The other day I was on my way to school. I’ve been rolling in lately around 9. School starts at 8, but there’s nothing I can do for the first hour. On my way I saw Omar shuffling along, late for school as well. He was in his usual dirty get up, sleep in his eyes, flies covering his face and the normal crusty snot caked to his nose. I wiped the flies away as best I could and used a tissue to clean his face.
“Omar, are you going to school?”
“Yes,” he answered.
“You’re late, you had better come with me so you don’t get in trouble.” He shuffled along next to me for a while then looked up to me.
“Are they going to have bread there?” At first I was confused, but then I noticed the 5 ougiyas clutch in his dirty hand. He was already ready for the 10 O’clock break to get his bread. At school I got him past the guard and saved him a beating for the day. I was almost in tears during the break when he came to the director’s door crying because another student had thrown his bread in the sand. He had the sand covered morsel in his hand as evidence. The director of course gave him his own piece and Omar took it willingly sucking up his tears and chewing on his snack replacement.

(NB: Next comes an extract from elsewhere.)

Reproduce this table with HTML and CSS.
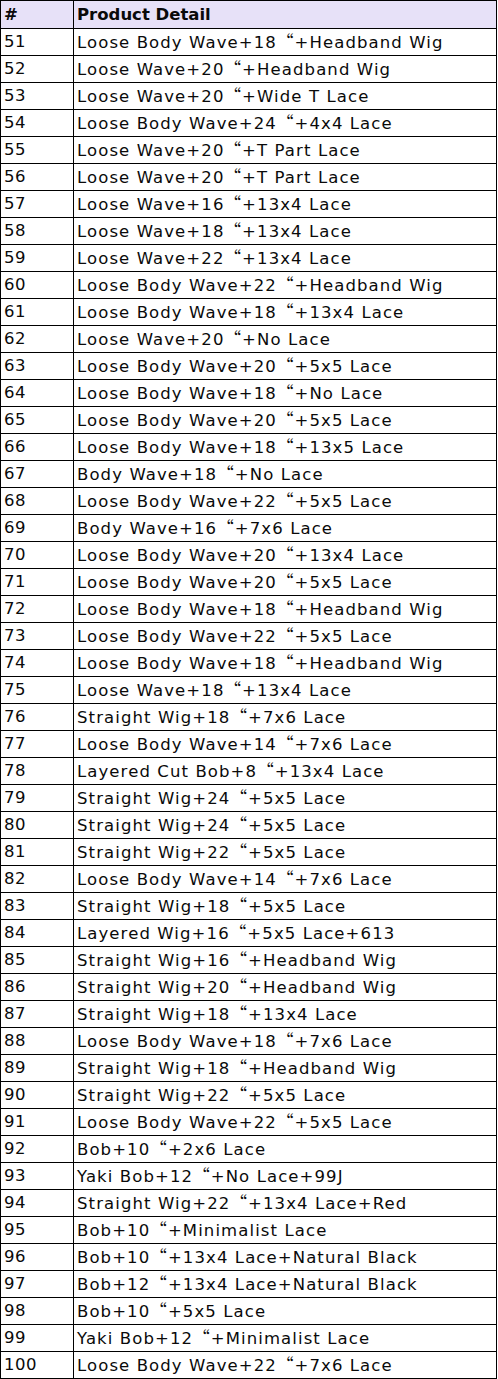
FILE: index.html
```html
<!DOCTYPE html>
<html>
<head>
<meta charset="utf-8">
<link rel="stylesheet" href="styles.css">
</head>
<body>
<table class="grid">
<thead>
<tr><th class="num">#</th><th class="detail">Product Detail</th></tr>
</thead>
<tbody>
<tr><td class="num">51</td><td>Loose Body Wave+18<span class="q">“</span>+Headband Wig</td></tr>
<tr><td class="num">52</td><td>Loose Wave+20<span class="q">“</span>+Headband Wig</td></tr>
<tr><td class="num">53</td><td>Loose Wave+20<span class="q">“</span>+Wide T Lace</td></tr>
<tr><td class="num">54</td><td>Loose Body Wave+24<span class="q">“</span>+4x4 Lace</td></tr>
<tr><td class="num">55</td><td>Loose Wave+20<span class="q">“</span>+T Part Lace</td></tr>
<tr><td class="num">56</td><td>Loose Wave+20<span class="q">“</span>+T Part Lace</td></tr>
<tr><td class="num">57</td><td>Loose Wave+16<span class="q">“</span>+13x4 Lace</td></tr>
<tr><td class="num">58</td><td>Loose Wave+18<span class="q">“</span>+13x4 Lace</td></tr>
<tr><td class="num">59</td><td>Loose Wave+22<span class="q">“</span>+13x4 Lace</td></tr>
<tr><td class="num">60</td><td>Loose Body Wave+22<span class="q">“</span>+Headband Wig</td></tr>
<tr><td class="num">61</td><td>Loose Body Wave+18<span class="q">“</span>+13x4 Lace</td></tr>
<tr><td class="num">62</td><td>Loose Wave+20<span class="q">“</span>+No Lace</td></tr>
<tr><td class="num">63</td><td>Loose Body Wave+20<span class="q">“</span>+5x5 Lace</td></tr>
<tr><td class="num">64</td><td>Loose Body Wave+18<span class="q">“</span>+No Lace</td></tr>
<tr><td class="num">65</td><td>Loose Body Wave+20<span class="q">“</span>+5x5 Lace</td></tr>
<tr><td class="num">66</td><td>Loose Body Wave+18<span class="q">“</span>+13x5 Lace</td></tr>
<tr><td class="num">67</td><td>Body Wave+18<span class="q">“</span>+No Lace</td></tr>
<tr><td class="num">68</td><td>Loose Body Wave+22<span class="q">“</span>+5x5 Lace</td></tr>
<tr><td class="num">69</td><td>Body Wave+16<span class="q">“</span>+7x6 Lace</td></tr>
<tr><td class="num">70</td><td>Loose Body Wave+20<span class="q">“</span>+13x4 Lace</td></tr>
<tr><td class="num">71</td><td>Loose Body Wave+20<span class="q">“</span>+5x5 Lace</td></tr>
<tr><td class="num">72</td><td>Loose Body Wave+18<span class="q">“</span>+Headband Wig</td></tr>
<tr><td class="num">73</td><td>Loose Body Wave+22<span class="q">“</span>+5x5 Lace</td></tr>
<tr><td class="num">74</td><td>Loose Body Wave+18<span class="q">“</span>+Headband Wig</td></tr>
<tr><td class="num">75</td><td>Loose Wave+18<span class="q">“</span>+13x4 Lace</td></tr>
<tr><td class="num">76</td><td>Straight Wig+18<span class="q">“</span>+7x6 Lace</td></tr>
<tr><td class="num">77</td><td>Loose Body Wave+14<span class="q">“</span>+7x6 Lace</td></tr>
<tr><td class="num">78</td><td>Layered Cut Bob+8<span class="q">“</span>+13x4 Lace</td></tr>
<tr><td class="num">79</td><td>Straight Wig+24<span class="q">“</span>+5x5 Lace</td></tr>
<tr><td class="num">80</td><td>Straight Wig+24<span class="q">“</span>+5x5 Lace</td></tr>
<tr><td class="num">81</td><td>Straight Wig+22<span class="q">“</span>+5x5 Lace</td></tr>
<tr><td class="num">82</td><td>Loose Body Wave+14<span class="q">“</span>+7x6 Lace</td></tr>
<tr><td class="num">83</td><td>Straight Wig+18<span class="q">“</span>+5x5 Lace</td></tr>
<tr><td class="num">84</td><td>Layered Wig+16<span class="q">“</span>+5x5 Lace+613</td></tr>
<tr><td class="num">85</td><td>Straight Wig+16<span class="q">“</span>+Headband Wig</td></tr>
<tr><td class="num">86</td><td>Straight Wig+20<span class="q">“</span>+Headband Wig</td></tr>
<tr><td class="num">87</td><td>Straight Wig+18<span class="q">“</span>+13x4 Lace</td></tr>
<tr><td class="num">88</td><td>Loose Body Wave+18<span class="q">“</span>+7x6 Lace</td></tr>
<tr><td class="num">89</td><td>Straight Wig+18<span class="q">“</span>+Headband Wig</td></tr>
<tr><td class="num">90</td><td>Straight Wig+22<span class="q">“</span>+5x5 Lace</td></tr>
<tr><td class="num">91</td><td>Loose Body Wave+22<span class="q">“</span>+5x5 Lace</td></tr>
<tr><td class="num">92</td><td>Bob+10<span class="q">“</span>+2x6 Lace</td></tr>
<tr><td class="num">93</td><td>Yaki Bob+12<span class="q">“</span>+No Lace+99J</td></tr>
<tr><td class="num">94</td><td>Straight Wig+22<span class="q">“</span>+13x4 Lace+Red</td></tr>
<tr><td class="num">95</td><td>Bob+10<span class="q">“</span>+Minimalist Lace</td></tr>
<tr><td class="num">96</td><td>Bob+10<span class="q">“</span>+13x4 Lace+Natural Black</td></tr>
<tr><td class="num">97</td><td>Bob+12<span class="q">“</span>+13x4 Lace+Natural Black</td></tr>
<tr><td class="num">98</td><td>Bob+10<span class="q">“</span>+5x5 Lace</td></tr>
<tr><td class="num">99</td><td>Yaki Bob+12<span class="q">“</span>+Minimalist Lace</td></tr>
<tr><td class="num">100</td><td>Loose Body Wave+22<span class="q">“</span>+7x6 Lace</td></tr>
</tbody>
</table>
</body>
</html>
```

FILE: styles.css
```css
html, body {
  margin: 0;
  padding: 0;
  background: #ffffff;
}

.grid {
  border-collapse: collapse;
  width: 497px;
  table-layout: fixed;
  font-family: "DejaVu Sans", "Noto Sans", sans-serif;
  font-size: 16.5px;
  color: #0a0a0a;
}

.grid th,
.grid td {
  border: 1px solid #000000;
  height: 26px;
  padding: 0 0 0 3px;
  line-height: 18px;
  text-align: left;
  vertical-align: middle;
  white-space: nowrap;
  overflow: hidden;
}

.grid td {
  letter-spacing: 1.1px;
}

.grid thead th {
  height: 27px;
  background: #e7e1f8;
  font-weight: 700;
}

.grid .num {
  width: 69px;
}

.grid td.num {
  letter-spacing: 0.5px;
}

.q {
  font-family: "Noto Sans CJK SC", sans-serif;
  line-height: 18px;
}
```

I told this story to Alison the other day and her response was this “It’s amazing how full of ourselves we get. When the DVD player doesn’t work ort he freezer is on the fritz we act like it’s the end of the world. Little Omar is out there with flies on his eyes wondering if he is going to get his scrap of bread for recess.” One of the hardest parts of living here is knowing where my role ends. Whenever I see Omar in the street alone I will walk him where he’s going so he doesn’t find trouble on the way. I’ve noticed he has changed his route home so that he can pass by my house to say hello everyday. I feel good because I have become his friend, but I don’t feel I am doing enough. Everynight I go home to a warm meal and a soft mat to sleep on. Omar probably doesn’t get much to eat and sleeps on the ground.